* **Pages as source code**:
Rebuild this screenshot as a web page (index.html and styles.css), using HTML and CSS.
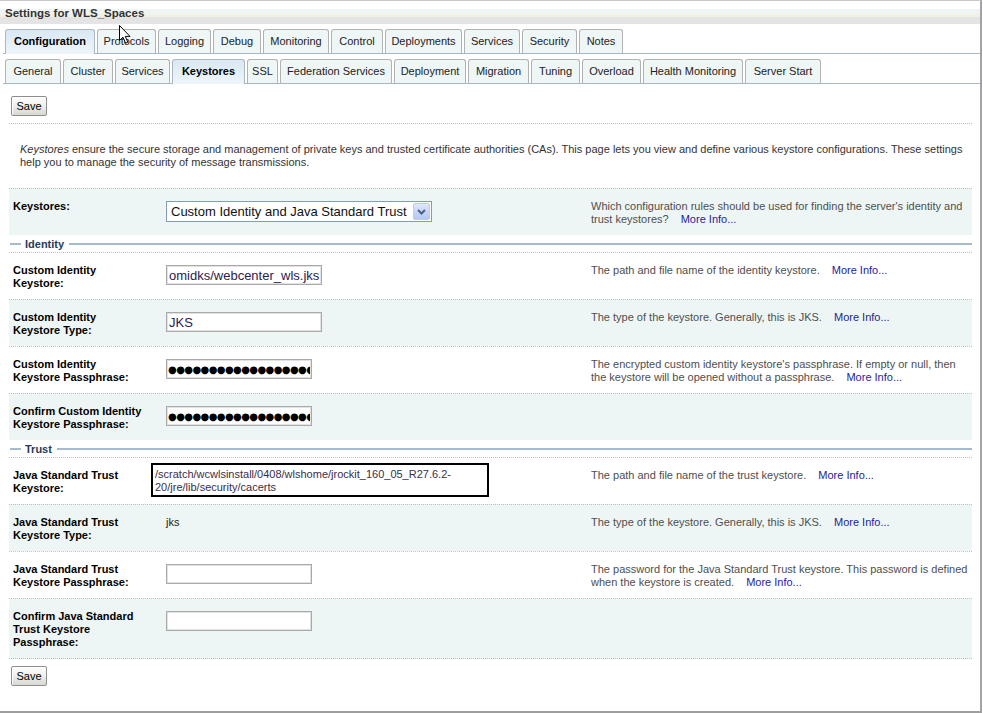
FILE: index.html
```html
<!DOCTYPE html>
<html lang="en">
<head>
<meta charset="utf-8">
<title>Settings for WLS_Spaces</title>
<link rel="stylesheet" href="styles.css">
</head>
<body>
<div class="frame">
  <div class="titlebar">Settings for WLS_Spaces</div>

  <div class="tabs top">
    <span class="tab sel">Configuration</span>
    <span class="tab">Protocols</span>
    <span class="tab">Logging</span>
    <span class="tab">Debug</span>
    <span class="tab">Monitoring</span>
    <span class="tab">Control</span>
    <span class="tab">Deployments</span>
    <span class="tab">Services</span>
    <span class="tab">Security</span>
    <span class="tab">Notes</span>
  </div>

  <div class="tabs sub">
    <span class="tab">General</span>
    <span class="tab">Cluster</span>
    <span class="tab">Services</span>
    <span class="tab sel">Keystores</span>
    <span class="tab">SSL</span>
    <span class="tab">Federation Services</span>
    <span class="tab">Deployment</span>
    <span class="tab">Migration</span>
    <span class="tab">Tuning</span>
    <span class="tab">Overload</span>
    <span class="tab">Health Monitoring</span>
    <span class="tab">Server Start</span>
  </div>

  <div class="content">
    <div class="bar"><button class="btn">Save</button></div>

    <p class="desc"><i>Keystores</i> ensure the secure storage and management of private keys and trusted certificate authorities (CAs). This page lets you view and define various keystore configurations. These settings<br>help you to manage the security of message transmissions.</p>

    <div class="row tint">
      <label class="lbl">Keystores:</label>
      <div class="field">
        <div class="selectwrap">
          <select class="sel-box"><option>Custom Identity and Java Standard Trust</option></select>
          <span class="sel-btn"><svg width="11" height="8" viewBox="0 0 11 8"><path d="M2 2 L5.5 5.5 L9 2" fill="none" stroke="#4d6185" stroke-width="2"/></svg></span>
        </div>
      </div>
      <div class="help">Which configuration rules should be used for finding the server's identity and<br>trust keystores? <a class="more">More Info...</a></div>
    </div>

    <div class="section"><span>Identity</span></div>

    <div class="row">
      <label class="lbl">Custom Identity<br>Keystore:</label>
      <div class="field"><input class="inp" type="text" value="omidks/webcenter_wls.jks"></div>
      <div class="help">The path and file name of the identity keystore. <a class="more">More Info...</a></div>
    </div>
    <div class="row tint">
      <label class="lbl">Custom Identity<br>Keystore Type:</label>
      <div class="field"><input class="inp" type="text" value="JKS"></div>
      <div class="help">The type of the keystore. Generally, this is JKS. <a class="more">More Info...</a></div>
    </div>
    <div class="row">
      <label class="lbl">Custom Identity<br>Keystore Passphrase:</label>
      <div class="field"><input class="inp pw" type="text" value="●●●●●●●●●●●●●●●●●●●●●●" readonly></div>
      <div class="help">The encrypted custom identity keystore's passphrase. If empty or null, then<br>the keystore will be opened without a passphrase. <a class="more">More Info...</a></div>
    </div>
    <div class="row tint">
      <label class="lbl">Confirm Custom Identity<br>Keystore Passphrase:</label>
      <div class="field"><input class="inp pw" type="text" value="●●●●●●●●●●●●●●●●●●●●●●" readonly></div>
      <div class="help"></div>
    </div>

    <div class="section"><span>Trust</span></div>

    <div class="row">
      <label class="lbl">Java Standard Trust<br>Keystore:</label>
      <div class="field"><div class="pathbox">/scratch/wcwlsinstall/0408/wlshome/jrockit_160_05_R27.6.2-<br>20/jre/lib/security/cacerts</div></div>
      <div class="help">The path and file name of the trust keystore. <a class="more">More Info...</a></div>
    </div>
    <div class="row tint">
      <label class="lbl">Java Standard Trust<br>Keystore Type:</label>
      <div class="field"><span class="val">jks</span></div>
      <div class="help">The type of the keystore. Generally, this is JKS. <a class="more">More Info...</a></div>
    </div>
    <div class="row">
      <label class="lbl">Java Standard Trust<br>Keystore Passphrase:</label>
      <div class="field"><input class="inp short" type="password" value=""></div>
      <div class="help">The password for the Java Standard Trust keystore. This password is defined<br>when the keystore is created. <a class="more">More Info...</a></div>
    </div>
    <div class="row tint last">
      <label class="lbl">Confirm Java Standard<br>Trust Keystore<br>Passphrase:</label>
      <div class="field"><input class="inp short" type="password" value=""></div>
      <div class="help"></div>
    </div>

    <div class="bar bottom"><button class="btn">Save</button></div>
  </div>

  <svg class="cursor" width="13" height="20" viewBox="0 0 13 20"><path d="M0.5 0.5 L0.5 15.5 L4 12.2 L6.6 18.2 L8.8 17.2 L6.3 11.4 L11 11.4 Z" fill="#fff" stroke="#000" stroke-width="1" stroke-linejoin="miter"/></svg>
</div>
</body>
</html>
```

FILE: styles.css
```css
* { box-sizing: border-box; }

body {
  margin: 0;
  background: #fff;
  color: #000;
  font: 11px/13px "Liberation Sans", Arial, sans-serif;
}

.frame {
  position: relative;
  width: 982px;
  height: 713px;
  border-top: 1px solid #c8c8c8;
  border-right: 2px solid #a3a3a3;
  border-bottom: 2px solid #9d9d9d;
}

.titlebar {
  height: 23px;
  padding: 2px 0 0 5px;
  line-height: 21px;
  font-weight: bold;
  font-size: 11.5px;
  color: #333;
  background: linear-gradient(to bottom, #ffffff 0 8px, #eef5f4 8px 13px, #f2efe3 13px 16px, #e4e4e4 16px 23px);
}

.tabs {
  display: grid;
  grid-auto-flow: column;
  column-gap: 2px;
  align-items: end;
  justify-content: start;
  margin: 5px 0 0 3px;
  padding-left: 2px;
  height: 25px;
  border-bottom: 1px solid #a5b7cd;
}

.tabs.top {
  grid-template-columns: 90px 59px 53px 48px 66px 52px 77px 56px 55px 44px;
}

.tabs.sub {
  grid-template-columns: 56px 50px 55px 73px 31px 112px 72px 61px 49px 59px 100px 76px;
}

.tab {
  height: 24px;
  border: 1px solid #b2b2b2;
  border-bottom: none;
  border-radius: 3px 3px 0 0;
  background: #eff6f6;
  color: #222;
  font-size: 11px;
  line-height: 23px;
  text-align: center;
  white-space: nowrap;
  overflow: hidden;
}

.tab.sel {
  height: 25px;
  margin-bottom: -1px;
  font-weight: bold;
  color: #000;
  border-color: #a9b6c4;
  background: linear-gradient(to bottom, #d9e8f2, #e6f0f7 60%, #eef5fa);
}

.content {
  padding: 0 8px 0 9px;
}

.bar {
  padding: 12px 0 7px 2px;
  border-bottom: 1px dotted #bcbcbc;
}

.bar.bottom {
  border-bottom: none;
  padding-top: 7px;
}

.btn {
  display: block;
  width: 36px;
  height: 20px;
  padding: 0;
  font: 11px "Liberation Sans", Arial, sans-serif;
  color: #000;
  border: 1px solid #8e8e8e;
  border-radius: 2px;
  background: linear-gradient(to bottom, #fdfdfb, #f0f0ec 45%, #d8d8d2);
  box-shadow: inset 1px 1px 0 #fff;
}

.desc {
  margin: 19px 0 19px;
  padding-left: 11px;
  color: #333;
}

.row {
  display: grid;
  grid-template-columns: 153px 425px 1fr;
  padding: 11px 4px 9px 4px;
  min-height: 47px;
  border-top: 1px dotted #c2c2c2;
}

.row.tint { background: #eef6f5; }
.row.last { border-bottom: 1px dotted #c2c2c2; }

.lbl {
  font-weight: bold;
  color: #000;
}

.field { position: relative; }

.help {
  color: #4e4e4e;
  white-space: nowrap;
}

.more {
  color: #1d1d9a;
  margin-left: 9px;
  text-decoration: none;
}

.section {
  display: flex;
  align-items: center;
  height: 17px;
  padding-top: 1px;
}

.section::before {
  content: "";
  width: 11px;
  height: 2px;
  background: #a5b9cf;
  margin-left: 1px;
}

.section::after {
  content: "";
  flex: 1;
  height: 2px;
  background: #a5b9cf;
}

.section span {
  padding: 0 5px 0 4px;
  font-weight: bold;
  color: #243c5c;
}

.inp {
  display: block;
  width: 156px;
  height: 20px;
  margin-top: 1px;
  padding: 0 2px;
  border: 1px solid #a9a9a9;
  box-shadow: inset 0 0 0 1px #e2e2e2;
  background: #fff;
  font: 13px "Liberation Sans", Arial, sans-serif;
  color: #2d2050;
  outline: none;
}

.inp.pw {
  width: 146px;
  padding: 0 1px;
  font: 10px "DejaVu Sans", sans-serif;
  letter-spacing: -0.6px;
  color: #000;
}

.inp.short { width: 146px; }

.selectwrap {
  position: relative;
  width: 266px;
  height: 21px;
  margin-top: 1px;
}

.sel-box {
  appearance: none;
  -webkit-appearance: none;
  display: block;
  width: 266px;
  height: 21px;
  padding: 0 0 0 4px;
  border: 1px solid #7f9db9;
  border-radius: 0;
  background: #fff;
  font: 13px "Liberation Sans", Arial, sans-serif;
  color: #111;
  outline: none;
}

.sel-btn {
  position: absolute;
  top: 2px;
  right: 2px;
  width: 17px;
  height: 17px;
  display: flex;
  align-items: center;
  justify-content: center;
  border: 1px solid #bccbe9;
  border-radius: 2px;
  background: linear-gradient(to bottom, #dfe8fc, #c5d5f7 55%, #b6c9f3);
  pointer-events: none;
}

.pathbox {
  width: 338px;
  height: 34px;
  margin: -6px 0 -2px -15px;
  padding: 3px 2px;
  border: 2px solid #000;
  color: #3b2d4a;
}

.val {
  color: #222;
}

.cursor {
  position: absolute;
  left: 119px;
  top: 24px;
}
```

---

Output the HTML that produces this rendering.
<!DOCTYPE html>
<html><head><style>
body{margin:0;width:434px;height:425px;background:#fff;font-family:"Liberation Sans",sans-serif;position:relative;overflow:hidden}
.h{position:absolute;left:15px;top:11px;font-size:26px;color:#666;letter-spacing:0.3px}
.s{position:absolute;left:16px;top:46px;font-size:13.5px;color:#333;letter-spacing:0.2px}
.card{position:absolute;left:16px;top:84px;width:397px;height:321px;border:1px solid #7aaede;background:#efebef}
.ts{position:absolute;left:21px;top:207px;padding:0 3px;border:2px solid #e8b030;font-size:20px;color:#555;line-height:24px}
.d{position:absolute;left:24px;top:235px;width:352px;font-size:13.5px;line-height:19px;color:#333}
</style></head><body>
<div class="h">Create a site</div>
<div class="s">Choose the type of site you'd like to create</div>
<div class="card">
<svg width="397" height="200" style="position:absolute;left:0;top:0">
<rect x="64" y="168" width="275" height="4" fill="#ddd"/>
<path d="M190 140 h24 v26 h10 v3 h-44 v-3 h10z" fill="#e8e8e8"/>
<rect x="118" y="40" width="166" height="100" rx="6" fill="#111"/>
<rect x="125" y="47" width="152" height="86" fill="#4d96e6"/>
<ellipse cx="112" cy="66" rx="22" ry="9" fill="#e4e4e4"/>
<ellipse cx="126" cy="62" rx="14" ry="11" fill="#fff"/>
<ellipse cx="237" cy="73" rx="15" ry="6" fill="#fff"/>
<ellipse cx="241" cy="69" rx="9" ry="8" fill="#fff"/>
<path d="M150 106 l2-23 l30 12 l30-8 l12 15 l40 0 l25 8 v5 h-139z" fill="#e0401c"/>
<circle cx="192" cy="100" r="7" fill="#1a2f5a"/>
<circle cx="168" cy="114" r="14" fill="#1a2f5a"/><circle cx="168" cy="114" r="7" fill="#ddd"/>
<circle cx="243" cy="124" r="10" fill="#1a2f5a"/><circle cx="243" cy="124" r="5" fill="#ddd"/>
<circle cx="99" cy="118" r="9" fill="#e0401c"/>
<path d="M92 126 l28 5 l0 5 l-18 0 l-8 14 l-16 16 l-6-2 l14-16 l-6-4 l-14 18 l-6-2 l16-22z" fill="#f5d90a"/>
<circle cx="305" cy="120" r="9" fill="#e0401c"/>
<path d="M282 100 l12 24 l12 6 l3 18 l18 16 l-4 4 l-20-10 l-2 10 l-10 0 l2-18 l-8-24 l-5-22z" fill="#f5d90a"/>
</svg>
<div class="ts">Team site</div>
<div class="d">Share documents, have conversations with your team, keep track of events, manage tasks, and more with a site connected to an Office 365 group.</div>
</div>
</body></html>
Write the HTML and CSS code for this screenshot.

* **Task to carry out**: Check each line of the records above for the string "index", and report every line that has it.

* **Task output**:
Rebuild this screenshot as a web page (index.html and styles.css), using HTML and CSS.
FILE: index.html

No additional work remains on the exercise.